Le vegan est ainsi le positionnement le plus absolu du mouvement « Veggie », plus global, incluant aussi les végétaliens (qui s’interdisent « seulement » de manger tout produit d’origine animale, y compris les produits laitiers, les œufs ou le miel…) et les végétariens (qui ne mangent pas de chair animale ni de produits ayant entraîné la mort de l’animal). À l’autre extrémité, à la frontière avec les omnivores (qui mangent de tout), les flexitariens adoptent un comportement adaptable en fonction des circonstances, et peuvent, par exemple, accepter de manger de la viande lors d’un dîner entre amis, même s’ils l’évitent la plupart du temps.

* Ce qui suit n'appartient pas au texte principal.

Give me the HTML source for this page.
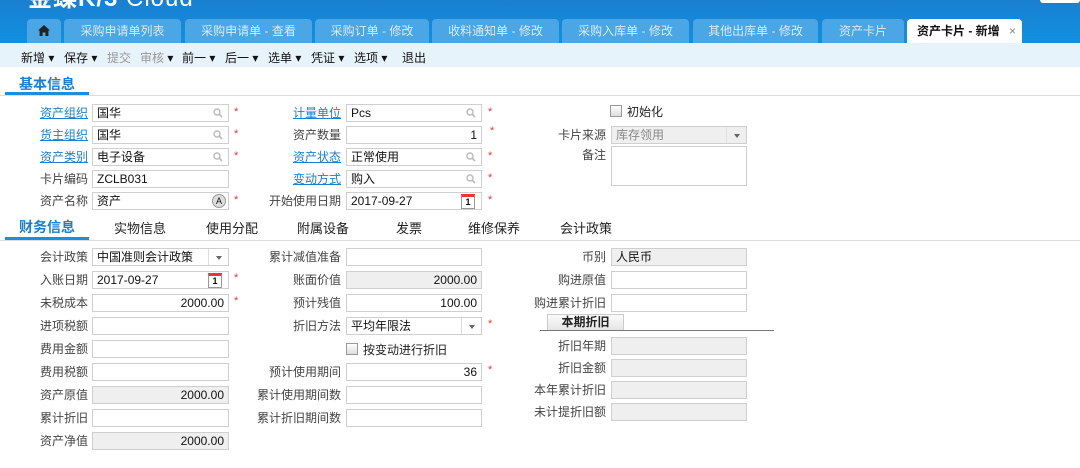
<!DOCTYPE html>
<html><head><meta charset="utf-8"><style>
*{margin:0;padding:0;box-sizing:border-box}
body{width:1080px;height:468px;overflow:hidden;background:#fff;font-family:"Liberation Sans","Noto Sans CJK SC",sans-serif;font-size:12px;color:#222;position:relative}
.a{position:absolute}
#hd{left:0;top:0;width:1080px;height:43px;background:linear-gradient(#1a7fd0,#1190e0)}
.tab{position:absolute;top:19px;height:24px;background:#4aa6e4;border-radius:4px 4px 0 0;color:#d6ecfb;font-size:12px;line-height:24px;text-align:center}
.tab.on{background:#fff;color:#111;font-weight:bold}
#tb{left:0;top:43px;width:1080px;height:24px;background:#e7f3fb}
.tbi{position:absolute;top:49px;font-size:12px;color:#111}
.l{position:absolute;width:140px;text-align:right;height:18px;line-height:18px;color:#444}
.l.u{color:#1a7fd0;text-decoration:underline}
.i{position:absolute;height:18px;border:1px solid #cfcfcf;background:#fff;line-height:16px;padding:0 4px;font-size:12px;color:#111}
.g{background:#efefef}
.r{text-align:right}
.s{position:absolute;color:#e33;font-size:11px}
.q{position:absolute;right:5px;top:3px;width:10px;height:10px}
.dd{position:absolute;right:0;top:0;width:20px;height:16px;border-left:1px solid #ddd}
.dd:after{content:"";position:absolute;left:7px;top:7px;border:3px solid transparent;border-top:4px solid #666}
.cal{position:absolute;right:6px;top:1px;width:14px;height:15px;border:1px solid #999;border-top:3px solid #e33;background:#fff;font-size:9px;font-weight:bold;text-align:center;line-height:11px}
.cb{position:absolute;width:12px;height:12px;border:1px solid #999;background:linear-gradient(#fff,#ddd)}
.t2{position:absolute;top:218px;font-size:13px;color:#222}
</style></head><body>
<div id="hd" class="a"></div>
<div class="a" style="left:28px;top:-22px;color:#fff;font-size:24px;font-weight:bold;letter-spacing:1px">金蝶K/3 <span style="font-weight:normal">Cloud</span></div>
<div class="a" style="left:1040px;top:-4px;width:40px;height:7px;background:#fff;border-radius:3px"></div>
<div class="tab" style="left:27px;width:34px"><svg width="12" height="11" viewBox="0 0 12 11" style="margin-top:6px"><path d="M6 0L0 5.5H1.6V11H4.6V7.5H7.4V11H10.4V5.5H12Z" fill="#222"/></svg></div>
<div class="tab" style="left:64px;width:117px">采购申请单列表</div>
<div class="tab" style="left:185px;width:127px">采购申请单 - 查看</div>
<div class="tab" style="left:315px;width:114px">采购订单 - 修改</div>
<div class="tab" style="left:432px;width:127px">收料通知单 - 修改</div>
<div class="tab" style="left:562px;width:127px">采购入库单 - 修改</div>
<div class="tab" style="left:693px;width:125px">其他出库单 - 修改</div>
<div class="tab" style="left:822px;width:82px">资产卡片</div>
<div class="tab on" style="left:907px;width:115px;text-align:left;padding-left:10px">资产卡片 - 新增 <span style="color:#888;margin-left:6px;font-weight:normal">×</span></div>
<div id="tb" class="a"></div>
<div class="tbi" style="left:21px">新增 ▾</div>
<div class="tbi" style="left:64px">保存 ▾</div>
<div class="tbi" style="left:107px;color:#999">提交</div>
<div class="tbi" style="left:140px;color:#999">审核 <span style="color:#111">▾</span></div>
<div class="tbi" style="left:182px">前一 ▾</div>
<div class="tbi" style="left:225px">后一 ▾</div>
<div class="tbi" style="left:268px">选单 ▾</div>
<div class="tbi" style="left:311px">凭证 ▾</div>
<div class="tbi" style="left:354px">选项 ▾</div>
<div class="tbi" style="left:402px">退出</div>

<div class="a" style="left:19px;top:74px;font-size:14px;font-weight:bold;color:#1a7fd0">基本信息</div>
<div class="a" style="left:0;top:95px;width:1080px;height:1px;background:#ddd"></div>
<div class="a" style="left:5px;top:92px;width:84px;height:3px;background:#1a8ee0"></div>

<div class="l u" style="left:-52px;top:104px">资产组织</div><div class="i" style="left:92px;top:104px;width:137px">国华<svg class="q" viewBox="0 0 10 10"><circle cx="4" cy="4" r="3" fill="none" stroke="#bbb" stroke-width="1.4"/><path d="M6 6L9 9" stroke="#bbb" stroke-width="1.6"/></svg></div><div class="s" style="left:234px;top:106px">*</div>
<div class="l u" style="left:-52px;top:126px">货主组织</div><div class="i" style="left:92px;top:126px;width:137px">国华<svg class="q" viewBox="0 0 10 10"><circle cx="4" cy="4" r="3" fill="none" stroke="#bbb" stroke-width="1.4"/><path d="M6 6L9 9" stroke="#bbb" stroke-width="1.6"/></svg></div><div class="s" style="left:234px;top:128px">*</div>
<div class="l u" style="left:-52px;top:148px">资产类别</div><div class="i" style="left:92px;top:148px;width:137px">电子设备<svg class="q" viewBox="0 0 10 10"><circle cx="4" cy="4" r="3" fill="none" stroke="#bbb" stroke-width="1.4"/><path d="M6 6L9 9" stroke="#bbb" stroke-width="1.6"/></svg></div><div class="s" style="left:234px;top:150px">*</div>
<div class="l" style="left:-52px;top:170px">卡片编码</div><div class="i" style="left:92px;top:170px;width:137px">ZCLB031</div>
<div class="l" style="left:-52px;top:192px">资产名称</div><div class="i" style="left:92px;top:192px;width:137px">资产<div style="position:absolute;right:2px;top:1px;width:14px;height:14px;border-radius:50%;background:#ddd;border:1px solid #999;font-size:9px;line-height:12px;text-align:center">A</div></div><div class="s" style="left:234px;top:194px">*</div>

<div class="l u" style="left:201px;top:104px">计量单位</div><div class="i" style="left:346px;top:104px;width:136px">Pcs<svg class="q" viewBox="0 0 10 10"><circle cx="4" cy="4" r="3" fill="none" stroke="#bbb" stroke-width="1.4"/><path d="M6 6L9 9" stroke="#bbb" stroke-width="1.6"/></svg></div><div class="s" style="left:488px;top:106px">*</div>
<div class="l" style="left:201px;top:126px">资产数量</div><div class="i r" style="left:346px;top:126px;width:136px">1</div><div class="s" style="left:490px;top:125px">*</div>
<div class="l u" style="left:201px;top:148px">资产状态</div><div class="i" style="left:346px;top:148px;width:136px">正常使用<svg class="q" viewBox="0 0 10 10"><circle cx="4" cy="4" r="3" fill="none" stroke="#bbb" stroke-width="1.4"/><path d="M6 6L9 9" stroke="#bbb" stroke-width="1.6"/></svg></div><div class="s" style="left:488px;top:150px">*</div>
<div class="l u" style="left:201px;top:170px">变动方式</div><div class="i" style="left:346px;top:170px;width:136px">购入<svg class="q" viewBox="0 0 10 10"><circle cx="4" cy="4" r="3" fill="none" stroke="#bbb" stroke-width="1.4"/><path d="M6 6L9 9" stroke="#bbb" stroke-width="1.6"/></svg></div><div class="s" style="left:488px;top:172px">*</div>
<div class="l" style="left:201px;top:192px">开始使用日期</div><div class="i" style="left:346px;top:192px;width:136px">2017-09-27<div class="cal">1</div></div><div class="s" style="left:488px;top:194px">*</div>

<div class="cb" style="left:610px;top:105px"></div><div class="a" style="left:627px;top:103px">初始化</div>
<div class="l" style="left:466px;top:126px">卡片来源</div><div class="i g" style="left:611px;top:126px;width:136px;color:#888">库存领用<div class="dd" style="border-left-color:#e0e0e0"></div></div>
<div class="l" style="left:466px;top:146px">备注</div><div class="i" style="left:611px;top:146px;width:136px;height:40px"></div>

<div class="t2" style="left:19px;font-weight:bold;color:#1a7fd0;font-size:14px;top:217px">财务信息</div>
<div class="t2" style="left:114px">实物信息</div>
<div class="t2" style="left:206px">使用分配</div>
<div class="t2" style="left:297px">附属设备</div>
<div class="t2" style="left:396px">发票</div>
<div class="t2" style="left:468px">维修保养</div>
<div class="t2" style="left:560px">会计政策</div>
<div class="a" style="left:0;top:240px;width:1080px;height:1px;background:#ddd"></div>
<div class="a" style="left:5px;top:237px;width:84px;height:3px;background:#1a8ee0"></div>

<div class="l" style="left:-52px;top:248px">会计政策</div><div class="i" style="left:92px;top:248px;width:137px">中国准则会计政策<div class="dd"></div></div>
<div class="l" style="left:-52px;top:271px">入账日期</div><div class="i" style="left:92px;top:271px;width:137px">2017-09-27<div class="cal">1</div></div><div class="s" style="left:234px;top:272px">*</div>
<div class="l" style="left:-52px;top:294px">未税成本</div><div class="i r" style="left:92px;top:294px;width:137px">2000.00</div><div class="s" style="left:234px;top:295px">*</div>
<div class="l" style="left:-52px;top:317px">进项税额</div><div class="i" style="left:92px;top:317px;width:137px"></div>
<div class="l" style="left:-52px;top:340px">费用金额</div><div class="i" style="left:92px;top:340px;width:137px"></div>
<div class="l" style="left:-52px;top:363px">费用税额</div><div class="i" style="left:92px;top:363px;width:137px"></div>
<div class="l" style="left:-52px;top:386px">资产原值</div><div class="i g r" style="left:92px;top:386px;width:137px">2000.00</div>
<div class="l" style="left:-52px;top:409px">累计折旧</div><div class="i" style="left:92px;top:409px;width:137px"></div>
<div class="l" style="left:-52px;top:432px">资产净值</div><div class="i g r" style="left:92px;top:432px;width:137px">2000.00</div>

<div class="l" style="left:201px;top:248px">累计减值准备</div><div class="i" style="left:346px;top:248px;width:136px"></div>
<div class="l" style="left:201px;top:271px">账面价值</div><div class="i g r" style="left:346px;top:271px;width:136px">2000.00</div>
<div class="l" style="left:201px;top:294px">预计残值</div><div class="i r" style="left:346px;top:294px;width:136px">100.00</div>
<div class="l" style="left:201px;top:317px">折旧方法</div><div class="i" style="left:346px;top:317px;width:136px">平均年限法<div class="dd"></div></div><div class="s" style="left:488px;top:318px">*</div>
<div class="cb" style="left:346px;top:343px"></div><div class="a" style="left:363px;top:341px">按变动进行折旧</div>
<div class="l" style="left:201px;top:363px">预计使用期间</div><div class="i r" style="left:346px;top:363px;width:136px">36</div><div class="s" style="left:488px;top:364px">*</div>
<div class="l" style="left:201px;top:386px">累计使用期间数</div><div class="i" style="left:346px;top:386px;width:136px"></div>
<div class="l" style="left:201px;top:409px">累计折旧期间数</div><div class="i" style="left:346px;top:409px;width:136px"></div>

<div class="l" style="left:466px;top:248px">币别</div><div class="i g" style="left:611px;top:248px;width:136px">人民币</div>
<div class="l" style="left:466px;top:271px">购进原值</div><div class="i" style="left:611px;top:271px;width:136px"></div>
<div class="l" style="left:466px;top:294px">购进累计折旧</div><div class="i" style="left:611px;top:294px;width:136px"></div>
<div class="a" style="left:547px;top:314px;width:77px;height:16px;background:linear-gradient(#fafafa,#e6e6e6);border:1px solid #ccc;border-bottom:none;text-align:center;font-weight:bold;line-height:15px;font-size:12px">本期折旧</div>
<div class="a" style="left:540px;top:330px;width:234px;height:1px;background:#777"></div>
<div class="l" style="left:466px;top:337px">折旧年期</div><div class="i g" style="left:611px;top:337px;width:136px"></div>
<div class="l" style="left:466px;top:359px">折旧金额</div><div class="i g" style="left:611px;top:359px;width:136px"></div>
<div class="l" style="left:466px;top:381px">本年累计折旧</div><div class="i g" style="left:611px;top:381px;width:136px"></div>
<div class="l" style="left:466px;top:403px">未计提折旧额</div><div class="i g" style="left:611px;top:403px;width:136px"></div>
</body></html>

Les produits convenant aux critères vegans peuvent être certifiés par deux labels, attribués par la Vegan Society ou la Vegan Awareness Foundation, et tous deux associés à un logo. Des certifications qui vont bien au-delà des référentiels de One Voice ou de Cruelty Free, qui, eux, garantissent le respect du bien-être animal (interdiction des tests sur animaux et des ingrédients provenant d’animaux morts), mais qui autorisent certains ingrédients d’origine animale, notamment ceux issus de la ruche.

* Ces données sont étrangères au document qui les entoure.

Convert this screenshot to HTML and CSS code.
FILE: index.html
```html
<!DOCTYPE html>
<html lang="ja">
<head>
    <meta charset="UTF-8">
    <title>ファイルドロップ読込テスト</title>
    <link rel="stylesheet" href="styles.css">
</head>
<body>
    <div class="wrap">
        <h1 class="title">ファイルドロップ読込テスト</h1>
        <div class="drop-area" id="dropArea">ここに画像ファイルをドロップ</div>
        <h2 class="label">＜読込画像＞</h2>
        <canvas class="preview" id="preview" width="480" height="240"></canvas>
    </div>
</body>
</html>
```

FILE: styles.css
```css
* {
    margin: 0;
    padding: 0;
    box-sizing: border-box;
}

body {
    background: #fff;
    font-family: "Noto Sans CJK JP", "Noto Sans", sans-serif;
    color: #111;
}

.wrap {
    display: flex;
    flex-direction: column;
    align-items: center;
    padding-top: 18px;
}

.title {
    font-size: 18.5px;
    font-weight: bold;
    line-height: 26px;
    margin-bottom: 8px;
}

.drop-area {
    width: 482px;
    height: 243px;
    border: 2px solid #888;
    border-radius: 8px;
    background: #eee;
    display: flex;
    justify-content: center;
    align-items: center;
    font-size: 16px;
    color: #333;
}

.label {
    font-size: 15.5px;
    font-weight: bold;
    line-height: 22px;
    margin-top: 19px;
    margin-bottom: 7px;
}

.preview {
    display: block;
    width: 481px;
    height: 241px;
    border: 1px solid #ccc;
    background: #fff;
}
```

Encore minoritaires, les vegans seraient pourtant 40 % en Inde (pays ancré dans la tradition bouddhiste, et également première nation d’Asie à avoir interdit l’importation sur son sol de cosmétiques testés sur animaux en octobre dernier), 9 % en Allemagne, 8 % au Brésil, 7 à 11 % au Royaume-Uni, 2 à 3 % en France*. Et peut-être bientôt beaucoup plus nombreux.
Les vegans et la cosmétique allemande
Dans son allocution d’ouverture du Naturkosmetik Branchen-kongress, Elfriede Dambacher a présenté les résultats d’une enquête menée par sa société, Naturkosmetik Verlag, auprès des consommateurs allemands.
Pour elle, le vegan est l’une des quatre principales tendances qui orientent actuellement le marché des cosmétiques naturels. Et de souligner que 67 % des sondés végétariens voient une corrélation entre vegan et bio.
Au moment du choix d’un produit cosmétique, les critères d’achat diffèrent selon le régime alimentaire, a-t-elle souligné.
- 93 % des vegans privilégient les produits contenant des ingrédients naturels contre 79 % des flexitariens et 51 % des omnivores.
- 73 % des vegans préfèrent les cosmétiques portant une certification naturelle, contre 47 % des flexitariens et 16 % des omnivores.
Mais les rapports s’inversent pour d’autres critères.
- La qualité est importante pour 67 % des vegans, mais pour 71 % des flexitariens et 76 % des omnivores.
- De même, la tolérance cutanée motive l’achat de 60 % des vegans, mais de 73 % des flexitariens et 76 % des omnivores.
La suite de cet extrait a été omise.